• Request
Would you pull out every line of the material that contains the string "components"?

• Collected material
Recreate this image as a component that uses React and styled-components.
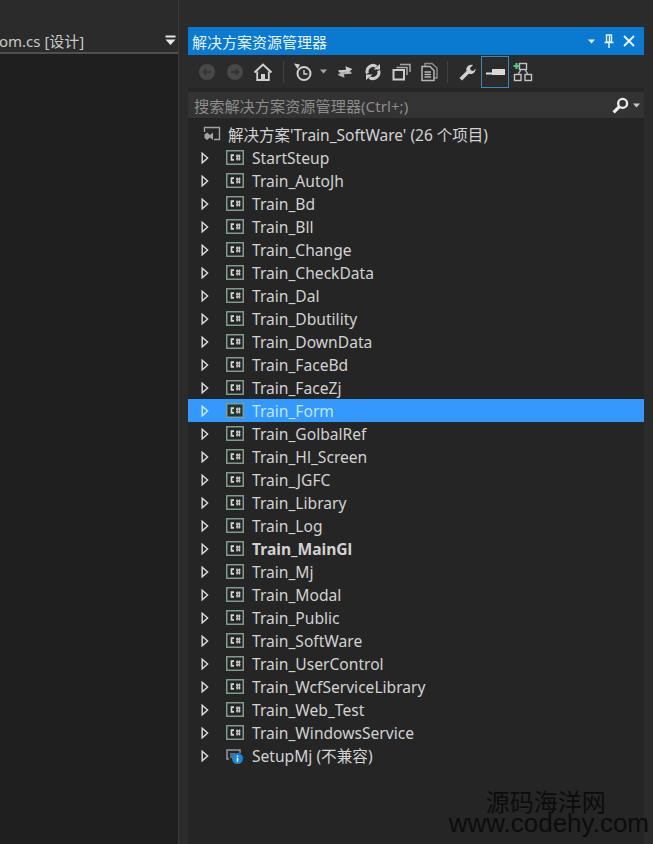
import React from 'react';
import styled, { createGlobalStyle } from 'styled-components';

const GlobalStyle = createGlobalStyle`
  html, body {
    margin: 0;
    padding: 0;
    background: #2b2b2b;
  }
  body {
    font-family: "Noto Sans", "Noto Sans CJK SC", sans-serif;
    overflow: hidden;
  }
`

const Page = styled.div`
  position: relative;
  display: flex;
  width: 653px;
  height: 844px;
  overflow: hidden;
  background: #2b2b2b;
`

const DesignerColumn = styled.div`
  display: flex;
  flex-direction: column;
  width: 178px;
  padding-top: 28px;
  box-sizing: border-box;
`

const DocTab = styled.div`
  display: flex;
  align-items: center;
  justify-content: space-between;
  height: 24px;
  padding-right: 2px;
  border-bottom: 2px solid #505050;
  overflow: hidden;
`

const DocTitle = styled.div`
  margin-left: -1px;
  font-size: 15px;
  color: #c8c8c8;
  white-space: nowrap;
`

const DesignerBody = styled.div`
  flex: 1;
  background: #1f1f1f;
`

const Splitter = styled.div`
  width: 10px;
  background: linear-gradient(90deg, #3a3a3a 0, #3a3a3a 1px, #2b2b2b 1px);
`

const ExplorerPanel = styled.div`
  display: flex;
  flex-direction: column;
  width: 456px;
  height: 100%;
  background: #252525;
`

const TopGap = styled.div`
  height: 27px;
  background: #2b2b2b;
`

const TitleBar = styled.div`
  display: flex;
  align-items: center;
  justify-content: space-between;
  height: 28px;
  padding: 0 9px 0 4px;
  background: #0a7ad1;
  color: #e6f3fb;
  font-size: 15px;
`

const TitleIcons = styled.div`
  display: flex;
  align-items: center;
  gap: 9px;
`

const Toolbar = styled.div`
  display: flex;
  align-items: center;
  height: 33px;
  padding-left: 5px;
  background: #2b2b2b;
`

const ToolButton = styled.div`
  display: flex;
  align-items: center;
  justify-content: center;
  width: 28px;
  height: 32px;
  box-sizing: border-box;
  border: 1px solid ${({ $active }) => ($active ? '#3f86b8' : 'transparent')};
`

const ToolSep = styled.div`
  width: 1px;
  height: 22px;
  margin: 0 5px 0 ${({ $left }) => $left || 4}px;
  background: #414141;
`

const CaretSlot = styled.div`
  display: flex;
  margin: 0 4px 0 3px;
`

const SearchBar = styled.div`
  display: flex;
  align-items: center;
  justify-content: space-between;
  height: 26px;
  margin-top: 4px;
  padding: 0 4px 0 6px;
  background: #333333;
  color: #8c8c8c;
  font-size: 15.2px;
`

const SearchIcons = styled.div`
  display: flex;
  align-items: center;
  gap: 4px;
`

const Tree = styled.div`
  display: flex;
  flex-direction: column;
  padding-top: 5px;
`

const SolutionRow = styled.div`
  display: flex;
  align-items: center;
  height: 23px;
  padding-left: 15px;
  gap: 7px;
  font-size: 15.5px;
  color: #d2d2d2;
  white-space: nowrap;
`

const ProjectRow = styled.div`
  display: flex;
  align-items: center;
  height: 23px;
  padding-left: 13px;
  font-size: 15.6px;
  font-weight: ${({ $bold }) => ($bold ? 700 : 400)};
  color: ${({ $selected }) => ($selected ? '#bfe6ff' : '#d2d2d2')};
  background: ${({ $selected }) => ($selected ? '#3399ff' : 'transparent')};
  white-space: nowrap;
`

const Arrow = styled.svg`
  width: 8px;
  height: 12px;
  margin-right: 17px;
`

const ProjectIconWrap = styled.div`
  display: flex;
  width: 18px;
  margin-right: 8px;
`

const Watermark = styled.div`
  position: absolute;
  right: 4px;
  bottom: 10px;
  display: flex;
  flex-direction: column;
  align-items: center;
  color: #0c0c0c;
  font-family: "Liberation Sans", "Noto Sans CJK SC", sans-serif;
  line-height: 21px;
`

const WatermarkCn = styled.div`
  margin-right: 6px;
  font-size: 24px;
`

const WatermarkUrl = styled.div`
  font-size: 26px;
`

const projects = [
  'StartSteup', 'Train_AutoJh', 'Train_Bd', 'Train_Bll', 'Train_Change', 'Train_CheckData',
  'Train_Dal', 'Train_Dbutility', 'Train_DownData', 'Train_FaceBd', 'Train_FaceZj', 'Train_Form',
  'Train_GolbalRef', 'Train_Hl_Screen', 'Train_JGFC', 'Train_Library', 'Train_Log', 'Train_MainGl',
  'Train_Mj', 'Train_Modal', 'Train_Public', 'Train_SoftWare', 'Train_UserControl',
  'Train_WcfServiceLibrary', 'Train_Web_Test', 'Train_WindowsService',
]

const CsIcon = ({ selected }) => (
  <svg width="18" height="15" viewBox="0 0 18 15">
    <rect x="0.75" y="0.75" width="16.5" height="13.5" fill={selected ? '#23392f' : '#252525'} stroke="#7f9c8c" strokeWidth="1.5" />
    <path d="M8 5.2H5.5V9.8H8" fill="none" stroke="#d8d8d8" strokeWidth="1.7" />
    <path d="M10 6h4.5M10 8.8h4.5M11.2 4.5v6M13.4 4.5v6" stroke="#c8c8c8" strokeWidth="1.3" />
  </svg>
)

const SetupIcon = () => (
  <svg width="18" height="18" viewBox="0 0 18 18">
    <path d="M3 12H1V3h13v3" fill="none" stroke="#8e9aa2" strokeWidth="1.5" />
    <rect x="4" y="6" width="5" height="5" fill="#5d6a72" />
    <circle cx="11.5" cy="11.5" r="5.5" fill="#1c86d6" />
    <path d="M11.5 8.5v1.2M11.5 10.8v4" stroke="#f0f8ff" strokeWidth="1.6" />
  </svg>
)

const SolutionIcon = () => (
  <svg width="18" height="17" viewBox="0 0 18 17">
    <path d="M1.5 6V1.5H16.5V13.5H11" fill="none" stroke="#a2a2a2" strokeWidth="1.4" />
    <path d="M1.5 8.5L4 6.5L7 9L10 6.5V14L7 11.5L4 14L1.5 12Z" fill="#a2a2a2" />
  </svg>
)

const ExpandArrow = ({ selected }) => (
  <Arrow viewBox="0 0 8 12">
    <path d="M1.2 1.2L6.6 6L1.2 10.8Z" fill="none" stroke={selected ? '#cbe8ff' : '#d8d8d8'} strokeWidth="1.5" />
  </Arrow>
)

const Circle = ({ dir }) => (
  <svg width="18" height="18" viewBox="0 0 18 18">
    <circle cx="9" cy="9" r="8" fill="#484848" />
    <path d={dir === 'left' ? 'M13 9H6M8.5 6L5.5 9L8.5 12' : 'M5 9H12M9.5 6L12.5 9L9.5 12'} fill="none" stroke="#363636" strokeWidth="1.8" />
  </svg>
)

const Home = () => (
  <svg width="20" height="20" viewBox="0 0 20 20">
    <path d="M1.5 10.5L10 2.5L18.5 10.5" fill="none" stroke="#d0d0d0" strokeWidth="2" />
    <path d="M4.2 9.5V18H15.8V9.5" fill="none" stroke="#d0d0d0" strokeWidth="1.8" />
    <rect x="8" y="12" width="4" height="6" fill="#d0d0d0" />
  </svg>
)

const History = () => (
  <svg width="20" height="20" viewBox="0 0 20 20">
    <circle cx="11" cy="11.5" r="6.5" fill="none" stroke="#d0d0d0" strokeWidth="2" />
    <path d="M11 8V12H14.5" fill="none" stroke="#d0d0d0" strokeWidth="1.4" />
    <path d="M1 1.5L7 2.5L4.5 7Z" fill="#d0d0d0" />
  </svg>
)

const Caret = ({ color = '#a8a8a8' }) => (
  <svg width="7" height="5" viewBox="0 0 7 5">
    <path d="M0 0.5H7L3.5 4.5Z" fill={color} />
  </svg>
)

const Sync = () => (
  <svg width="18" height="18" viewBox="0 0 17 17">
    <path d="M2 6.8L9.5 6.4L9 3L15.5 5.6L10.5 9.6L10 8.2L3 9Z" fill="#cccccc" />
    <path d="M15 10.2L7.5 10.6L8 14L1.5 11.4L6.5 7.4L7 8.8L14 8Z" fill="#cccccc" opacity="0.85" />
  </svg>
)

const Refresh = () => (
  <svg width="18" height="18" viewBox="0 0 18 18">
    <path d="M3.4 10.5A6 6 0 0 1 12.5 3.6M14.6 7.5A6 6 0 0 1 5.5 14.4" fill="none" stroke="#cccccc" strokeWidth="3" />
    <path d="M9.5 6.5H16V1ZM8.5 11.5H2V17Z" fill="#cccccc" />
  </svg>
)

const CollapseAll = () => (
  <svg width="19" height="18" viewBox="0 0 19 18">
    <rect x="1.5" y="7" width="10.5" height="9.5" fill="none" stroke="#cccccc" strokeWidth="2" />
    <path d="M4.5 4.5H15V12M8 1.5H18V9" fill="none" stroke="#a8a8a8" strokeWidth="1.5" />
  </svg>
)

const ShowFiles = () => (
  <svg width="19" height="20" viewBox="0 0 19 20">
    <path d="M5 4V1.5H12L17 6V16H14" fill="none" stroke="#8d8d8d" strokeWidth="1.4" />
    <path d="M2 4.5H10L14 8.5V18.5H2Z" fill="none" stroke="#b5b5b5" strokeWidth="1.5" />
    <path d="M4.5 10H11M4.5 12.5H11M4.5 15H11" stroke="#b5b5b5" strokeWidth="1.3" />
  </svg>
)

const Wrench = () => (
  <svg width="18" height="18" viewBox="0 0 18 18">
    <path d="M1.5 15L8.5 8C7.5 4.5 10.5 1 15 2L12 5L13 7.5L15.5 8L17.5 5.5C18 9.5 14 12 10.8 10.8L4 17.5Z" fill="#d0d0d0" />
  </svg>
)

const PinActive = () => (
  <svg width="19" height="10" viewBox="0 0 19 10">
    <path d="M0 6.5H6" stroke="#e0e0e0" strokeWidth="2" />
    <rect x="6" y="2" width="13" height="6" fill="#d8d8d8" />
  </svg>
)

const ClassDiagram = () => (
  <svg width="20" height="20" viewBox="0 0 20 20">
    <rect x="6.5" y="1.5" width="7" height="6" fill="none" stroke="#c4c4c4" strokeWidth="1.4" />
    <rect x="1.5" y="12.5" width="6.5" height="6" fill="none" stroke="#c4c4c4" strokeWidth="1.4" />
    <rect x="12" y="12.5" width="6.5" height="6" fill="none" stroke="#c4c4c4" strokeWidth="1.4" />
    <path d="M8 7.5L5 12.5M12 7.5L15 12.5" stroke="#c4c4c4" strokeWidth="1.3" />
    <path d="M3.5 1V7M0.5 4H6.5" stroke="#57c97e" strokeWidth="2.2" />
  </svg>
)

const DockPin = () => (
  <svg width="10" height="14" viewBox="0 0 10 14">
    <path d="M2.5 1H7.5V8H2.5ZM5.5 2V7" fill="none" stroke="#e8f4fc" strokeWidth="1.4" />
    <path d="M0.5 8.5H9.5M5 9V14" stroke="#e8f4fc" strokeWidth="1.5" />
  </svg>
)

const CloseX = () => (
  <svg width="12" height="12" viewBox="0 0 12 12">
    <path d="M1 1L11 11M11 1L1 11" stroke="#e8f4fc" strokeWidth="1.9" />
  </svg>
)

const Magnifier = () => (
  <svg width="17" height="17" viewBox="0 0 16 16">
    <circle cx="10" cy="6" r="4.2" fill="none" stroke="#ededed" strokeWidth="2.2" />
    <path d="M7 9L1.5 14.5" stroke="#ededed" strokeWidth="3" />
  </svg>
)

const DocMenu = () => (
  <svg width="11" height="11" viewBox="0 0 11 11">
    <path d="M0.5 0.5H10.5V2.5H0.5Z" fill="#e6e6e6" />
    <path d="M0.5 4.5H10.5L5.5 10Z" fill="#e6e6e6" />
  </svg>
)

const App = () => (
  <Page>
    <GlobalStyle />
    <DesignerColumn>
      <DocTab>
        <DocTitle>om.cs [设计]</DocTitle>
        <DocMenu />
      </DocTab>
      <DesignerBody />
    </DesignerColumn>
    <Splitter />
    <ExplorerPanel>
      <TopGap />
      <TitleBar>
        <span>解决方案资源管理器</span>
        <TitleIcons>
          <Caret color="#e8f4fc" />
          <DockPin />
          <CloseX />
        </TitleIcons>
      </TitleBar>
      <Toolbar>
        <ToolButton><Circle dir="left" /></ToolButton>
        <ToolButton><Circle dir="right" /></ToolButton>
        <ToolButton><Home /></ToolButton>
        <ToolSep $left={6} />
        <ToolButton><History /></ToolButton>
        <CaretSlot><Caret /></CaretSlot>
        <ToolButton><Sync /></ToolButton>
        <ToolButton><Refresh /></ToolButton>
        <ToolButton><CollapseAll /></ToolButton>
        <ToolButton><ShowFiles /></ToolButton>
        <ToolSep />
        <ToolButton><Wrench /></ToolButton>
        <ToolButton $active><PinActive /></ToolButton>
        <ToolButton><ClassDiagram /></ToolButton>
      </Toolbar>
      <SearchBar>
        <span>搜索解决方案资源管理器(Ctrl+;)</span>
        <SearchIcons>
          <Magnifier />
          <Caret color="#c8c8c8" />
        </SearchIcons>
      </SearchBar>
      <Tree>
        <SolutionRow>
          <SolutionIcon />
          <span>解决方案'Train_SoftWare' (26 个项目)</span>
        </SolutionRow>
        {projects.map((name) => (
          <ProjectRow key={name} $selected={name === 'Train_Form'} $bold={name === 'Train_MainGl'}>
            <ExpandArrow selected={name === 'Train_Form'} />
            <ProjectIconWrap><CsIcon selected={name === 'Train_Form'} /></ProjectIconWrap>
            <span>{name}</span>
          </ProjectRow>
        ))}
        <ProjectRow>
          <ExpandArrow />
          <ProjectIconWrap><SetupIcon /></ProjectIconWrap>
          <span>SetupMj (不兼容)</span>
        </ProjectRow>
      </Tree>
    </ExplorerPanel>
    <Watermark>
      <WatermarkCn>源码海洋网</WatermarkCn>
      <WatermarkUrl>www.codehy.com</WatermarkUrl>
    </Watermark>
  </Page>
)

export default App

• Solution to this problem
Recreate this image as a component that uses React and styled-components.
import styled, { createGlobalStyle } from 'styled-components';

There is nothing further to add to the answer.